JOB: Leave out the pictures; transcribe all else exactly.

_ _ _

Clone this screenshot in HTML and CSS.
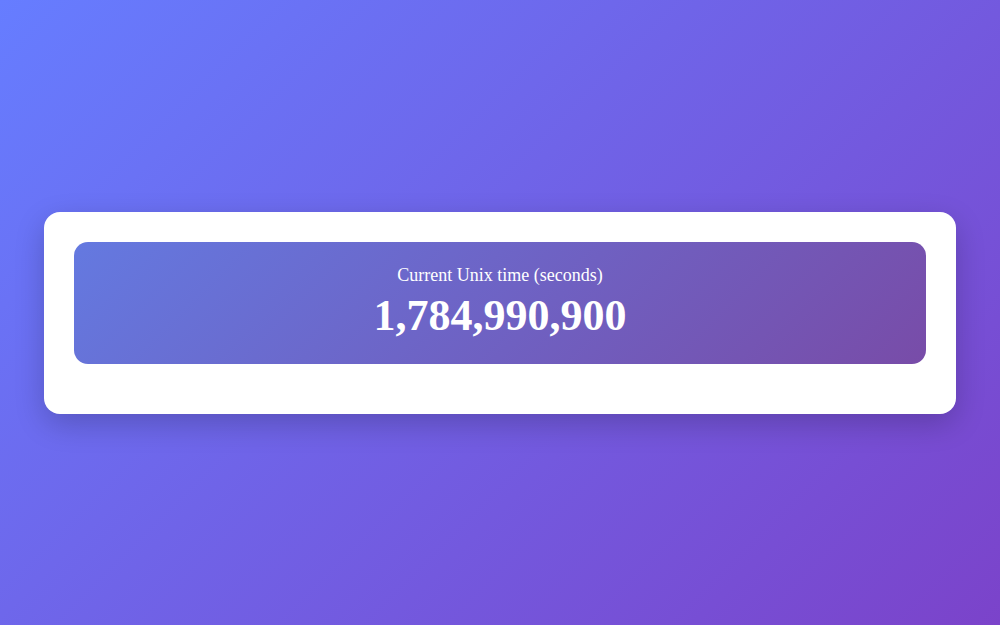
FILE: index.html
```html
<!DOCTYPE html>
<html>
<head>
  <meta charset="utf-8">
  <title>Unix time</title>
  <link rel="stylesheet" href="styles.css">
</head>
<body>
  <div class="container">
    <div class="time-box">
      <div class="label">Current Unix time (seconds)</div>
      <div class="value" id="unix">1,784,990,900</div>
    </div>
    <div class="footer"></div>
  </div>
</body>
</html>
```

FILE: styles.css
```css
html, body {
  height: 100%;
}

body {
  margin: 0;
  font-family: "Liberation Serif", "Times New Roman", serif;
  background: linear-gradient(135deg, #667dff 0%, #7b43ca 100%);
  display: flex;
  align-items: center;
  justify-content: center;
}

.container {
  width: 852px;
  padding: 30px 30px 19px;
  background: #fff;
  border-radius: 16px;
  box-shadow: 0 10px 30px rgba(0, 0, 0, 0.2);
}

.time-box {
  background: linear-gradient(135deg, #6479e0 0%, #784ca8 100%);
  color: #fff;
  border-radius: 14px;
  padding: 23px 20px 22px;
  text-align: center;
}

.label {
  font-size: 18px;
  line-height: 20px;
  margin-bottom: 4px;
}

.value {
  font-size: 44px;
  font-weight: bold;
  line-height: 53px;
}

/* empty row under the counter */
.footer {
  height: 31px;
}
```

_ _ _

TASK RESPONSE:
Clone this screenshot in HTML and CSS.
FILE: index.html
```html
<!DOCTYPE html>
<html>
<head>
  <meta charset="utf-8">
  <title>Unix time</title>
  <link rel="stylesheet" href="styles.css">
</head>
<body>
  <div class="container">
    <div class="time-box">
      <div class="label">Current Unix time (seconds)</div>
      <div class="value" id="unix">1,784,990,900</div>
    </div>
    <div class="footer"></div>
  </div>
</body>
</html>
```

FILE: styles.css
```css
html, body {
  height: 100%;
}

body {
  margin: 0;
  font-family: "Liberation Serif", "Times New Roman", serif;
  background: linear-gradient(135deg, #667dff 0%, #7b43ca 100%);
  display: flex;
  align-items: center;
  justify-content: center;
}

.container {
  width: 852px;
  padding: 30px 30px 19px;
  background: #fff;
  border-radius: 16px;
  box-shadow: 0 10px 30px rgba(0, 0, 0, 0.2);
}

.time-box {
  background: linear-gradient(135deg, #6479e0 0%, #784ca8 100%);
  color: #fff;
  border-radius: 14px;
  padding: 23px 20px 22px;
  text-align: center;
}

.label {
  font-size: 18px;
  line-height: 20px;
  margin-bottom: 4px;
}

.value {
  font-size: 44px;
  font-weight: bold;
  line-height: 53px;
}

/* empty row under the counter */
.footer {
  height: 31px;
}
```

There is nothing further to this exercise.